Here’s the blurb from the publisher:
Rook Henderson is an award-winning photographer, still carrying the hidden scars of war. Now, suddenly, he is also a widower. Leaving his son Ralph to pick up the pieces, Rook flies to Vietnam for the first time in fifty years, escaping to the landscape of a place he once knew so well.
But when Ralph follows him out there, seeking answers from the father he barely knows, Rook is forced to unwind his past: his childhood in Yorkshire, his life in London in the 1960s and his marriage to the unforgettable June – and to ask himself what price he has paid for a life behind the lens…
You can read a longer extract from the book here.
What’s good about it?
The Last Photograph is an absorbing and captivating book that draws you in from the very start. In fact, it’s so engaging that I read it in one day on a round trip from Newcastle to London.
Chapman is exceptional at crafting consuming senses of time and place in her writing. The book is imbued with the glamour of the 1960s with lustrous descriptions of cocktail parties at The Ritz, fashionable frocks and post-war decadence.
The scenes in Vietnam are equally vivid, and the political tension and threat of violence is tangible. Chapman manages to steer clear of a historical war novel, though. The Vietnam War is a central part of this narrative but it’s used as a vehicle to explore the impact of conflict on real people and Rook’s urge to be a part of the unfolding action on the ground.
The consideration of war in The Last Photograph really intrigued me. It’s not glamorised but the comradery of the war correspondents – journalists and photographers at the coalface of the conflict – is extremely attractive. Rook’s desire to return there, to be part of such a vital and vibrant company, is truly understandable.

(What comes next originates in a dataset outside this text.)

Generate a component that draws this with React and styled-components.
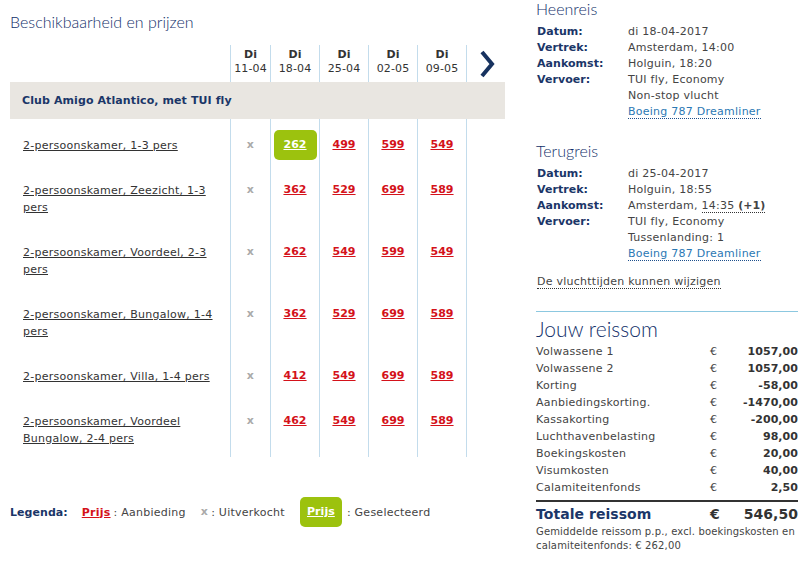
import React from "react";
import styled, { createGlobalStyle } from "styled-components";

const navy = "#1b3668";
const red = "#d4121a";
const green = "#9cc20e";
const rule = "#c3dcec";

const GlobalStyle = createGlobalStyle`
  body {
    margin: 0;
    background: #fff;
    font-family: "DejaVu Sans", Verdana, sans-serif;
    font-size: 11px;
    letter-spacing: 0.25px;
    color: #444;
  }

  b {
    letter-spacing: 0.05px;
  }
`;

const Page = styled.div`
  display: flex;
  gap: 31px;
  padding-left: 10px;
`;

const Availability = styled.section`
  width: 495px;
`;

const Heading = styled.h2`
  margin: ${(p) => p.$margin || "0"};
  font-family: Lato, "Open Sans", sans-serif;
  font-weight: 300;
  font-size: ${(p) => p.$size || 16}px;
  line-height: ${(p) => p.$lh || 18}px;
  letter-spacing: 0;
  color: #12306a;
`;

const Row = styled.div`
  display: grid;
  grid-template-columns: 220px 40px 49px 49px 49px 49px 39px;
`;

const HeadRow = styled(Row)`
  height: 37px;
`;

const DateCell = styled.div`
  border-left: 1px solid ${rule};
  text-align: center;
  padding-top: 3px;
  line-height: 14px;
  letter-spacing: 0.1px;
  color: #333;

  b {
    display: block;
    color: #333;
  }
`;

const NextCell = styled.div`
  border-left: 1px solid ${rule};
  display: flex;
  align-items: center;
  justify-content: center;
  padding-left: 2px;
`;

const GroupRow = styled.div`
  height: 37px;
  line-height: 37px;
  padding-left: 12px;
  background: #e9e6e1;
  font-weight: bold;
  letter-spacing: 0.1px;
  color: ${navy};
`;

const NameCell = styled.div`
  padding: 18px 13px 10px 13px;
  line-height: 17px;
`;

const RoomLink = styled.a`
  color: #333;
  text-decoration: underline;
`;

const PriceCell = styled.div`
  border-left: 1px solid ${rule};
  padding-top: 11px;
  text-align: center;
  line-height: 0;
`;

const Price = styled.a`
  display: inline-block;
  width: 43px;
  height: 30px;
  line-height: 30px;
  border-radius: 5px;
  text-align: center;
  font-weight: bold;
  letter-spacing: 0.05px;
  text-decoration: underline;
  color: ${(p) => (p.$selected ? "#fff" : red)};
  background: ${(p) => (p.$selected ? green : "transparent")};
`;

const SoldOut = styled.span`
  display: inline-block;
  line-height: 30px;
  font-weight: bold;
  color: #aaa;
`;

const Legend = styled.div`
  display: flex;
  align-items: center;
  height: 30px;
  margin-top: 40px;
  color: #444;
`;

const LegendLabel = styled.b`
  color: ${navy};
  margin-right: 14px;
`;

const LegendItem = styled.span`
  display: inline-flex;
  align-items: center;
  gap: ${(p) => p.$gap || 3}px;
  margin-right: 15px;
`;

const LegendPrice = styled.a`
  font-weight: bold;
  text-decoration: underline;
  color: ${red};
`;

const LegendSelected = styled(Price)`
  width: 42px;
`;

const Summary = styled.aside`
  width: 262px;
`;

const InfoGrid = styled.div`
  display: grid;
  grid-template-columns: 91px 1fr;
  line-height: 16px;
  padding-left: 1px;
  margin-top: 6px;

  dt {
    font-weight: bold;
    letter-spacing: 0.05px;
    color: ${navy};
  }

  dd {
    margin: 0;
    grid-column: 2;
  }
`;

const PlaneLink = styled.a`
  color: #2b78b4;
  text-decoration: none;
  border-bottom: 1px dotted #1d4f8c;
`;

const Dotted = styled.span`
  border-bottom: 1px dotted #333;
`;

const Notice = styled.div`
  margin-top: 12px;
  padding-left: 1px;
  line-height: 16px;
`;

const Total = styled.div`
  margin-top: 21px;
  border-top: 1px solid #8cc8e0;
  padding-top: 5px;
`;

const CostList = styled.div`
  margin-top: 2px;
`;

const CostRow = styled.div`
  display: grid;
  grid-template-columns: 174px 1fr auto;
  line-height: 17px;
  color: #444;

  b {
    text-align: right;
    color: #333;
  }
`;

const GrandTotal = styled(CostRow)`
  margin-top: 4px;
  border-top: 2px solid #333;
  padding-top: 1px;
  line-height: 22px;
  font-size: 14px;
  font-weight: bold;
  letter-spacing: 0.05px;
  color: ${navy};

  span:nth-child(2),
  b {
    color: #333;
  }
`;

const Footnote = styled.p`
  margin: 0;
  font-size: 10px;
  line-height: 14px;
  letter-spacing: 0.15px;
  color: #444;
`;

const dates = ["11-04", "18-04", "25-04", "02-05", "09-05"];

const rooms = [
  { name: "2-persoonskamer, 1-3 pers", prices: [262, 499, 599, 549], selected: 0 },
  { name: "2-persoonskamer, Zeezicht, 1-3 pers", prices: [362, 529, 699, 589] },
  { name: "2-persoonskamer, Voordeel, 2-3 pers", prices: [262, 549, 599, 549] },
  { name: "2-persoonskamer, Bungalow, 1-4 pers", prices: [362, 529, 699, 589] },
  { name: "2-persoonskamer, Villa, 1-4 pers", prices: [412, 549, 699, 589] },
  { name: "2-persoonskamer, Voordeel Bungalow, 2-4 pers", prices: [462, 549, 699, 589] },
];

const costs = [
  ["Volwassene 1", "1057,00"],
  ["Volwassene 2", "1057,00"],
  ["Korting", "-58,00"],
  ["Aanbiedingskorting.", "-1470,00"],
  ["Kassakorting", "-200,00"],
  ["Luchthavenbelasting", "98,00"],
  ["Boekingskosten", "20,00"],
  ["Visumkosten", "40,00"],
  ["Calamiteitenfonds", "2,50"],
];

function Chevron() {
  return (
    <svg width="16" height="28" viewBox="0 0 16 28">
      <path d="M3 2 L13 14 L3 26" fill="none" stroke="#17325f" strokeWidth="4" />
    </svg>
  );
}

function Flight({ title, rows, plane, margin }) {
  return (
    <>
      <Heading $margin={margin}>{title}</Heading>
      <InfoGrid>
        {rows.map(([label, value], i) =>
          label ? (
            <React.Fragment key={i}>
              <dt>{label}</dt>
              <dd>{value}</dd>
            </React.Fragment>
          ) : (
            <dd key={i}>{value}</dd>
          )
        )}
        <dd>
          <PlaneLink href="#">{plane}</PlaneLink>
        </dd>
      </InfoGrid>
    </>
  );
}

export default function App() {
  return (
    <>
      <GlobalStyle />
      <Page>
        <Availability>
          <Heading $margin="13px 0 14px">Beschikbaarheid en prijzen</Heading>
          <HeadRow>
            <div />
            {dates.map((d) => (
              <DateCell key={d}>
                <b>Di</b>
                {d}
              </DateCell>
            ))}
            <NextCell>
              <Chevron />
            </NextCell>
          </HeadRow>
          <GroupRow>Club Amigo Atlantico, met TUI fly</GroupRow>
          {rooms.map((room) => (
            <Row key={room.name}>
              <NameCell>
                <RoomLink href="#">{room.name}</RoomLink>
              </NameCell>
              <PriceCell>
                <SoldOut>x</SoldOut>
              </PriceCell>
              {room.prices.map((p, i) => (
                <PriceCell key={i}>
                  <Price href="#" $selected={room.selected === i}>
                    {p}
                  </Price>
                </PriceCell>
              ))}
              <PriceCell />
            </Row>
          ))}
          <Legend>
            <LegendLabel>Legenda:</LegendLabel>
            <LegendItem>
              <LegendPrice href="#">Prijs</LegendPrice> : Aanbieding
            </LegendItem>
            <LegendItem>
              <SoldOut>x</SoldOut> : Uitverkocht
            </LegendItem>
            <LegendItem $gap={5}>
              <LegendSelected href="#" $selected>
                Prijs
              </LegendSelected>
              : Geselecteerd
            </LegendItem>
          </Legend>
        </Availability>

        <Summary>
          <Flight
            title="Heenreis"
            rows={[
              ["Datum:", "di 18-04-2017"],
              ["Vertrek:", "Amsterdam, 14:00"],
              ["Aankomst:", "Holguin, 18:20"],
              ["Vervoer:", "TUI fly, Economy"],
              [null, "Non-stop vlucht"],
            ]}
            plane="Boeing 787 Dreamliner"
          />
          <Flight
            title="Terugreis"
            margin="22px 0 0"
            rows={[
              ["Datum:", "di 25-04-2017"],
              ["Vertrek:", "Holguin, 18:55"],
              [
                "Aankomst:",
                <>
                  Amsterdam, <Dotted>14:35 <b>(+1)</b></Dotted>
                </>,
              ],
              ["Vervoer:", "TUI fly, Economy"],
              [null, "Tussenlanding: 1"],
            ]}
            plane="Boeing 787 Dreamliner"
          />
          <Notice>
            <Dotted>De vluchttijden kunnen wijzigen</Dotted>
          </Notice>

          <Total>
            <Heading $size={21} $lh={24}>
              Jouw reissom
            </Heading>
            <CostList>
              {costs.map(([label, amount]) => (
                <CostRow key={label}>
                  <span>{label}</span>
                  <span>€</span>
                  <b>{amount}</b>
                </CostRow>
              ))}
            </CostList>
            <GrandTotal>
              <span>Totale reissom</span>
              <span>€</span>
              <b>546,50</b>
            </GrandTotal>
            <Footnote>
              Gemiddelde reissom p.p., excl. boekingskosten en calamiteitenfonds: € 262,00
            </Footnote>
          </Total>
        </Summary>
      </Page>
    </>
  );
}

Rook is a character that I resonated with on many levels. Like a lot of people from small towns, he yearns to break out and discover the world beyond the inherited life path set out for him from birth. When he and June move to London, there’s an excitement and anticipation to their journey that feels very genuine without being condescending to those who remain at home.
The relationship between Rook and June defines The Last Photograph. At each stage of their marriage, Chapman beautifully captures the joys, tensions and strains on their relationship. From finding their own career paths to starting a family, the dramatic ups and downs of their union are hugely relatable and immensely engaging. Rook’s relationship with his son is also brilliantly portrayed, with just enough pathos and masculine head-butting to make it utterly believable.
The ending of the book is extremely poignant and explains much about Rook’s outlook and life choices. I was genuinely moved when reading the final chapters and saddened to leave these characters behind.
What’s not so good about it?
Not much at all. The pace is great, the characters are well developed and the story is engaging. I highly recommend this book.
The Last Photograph is out now in paperback from Picador.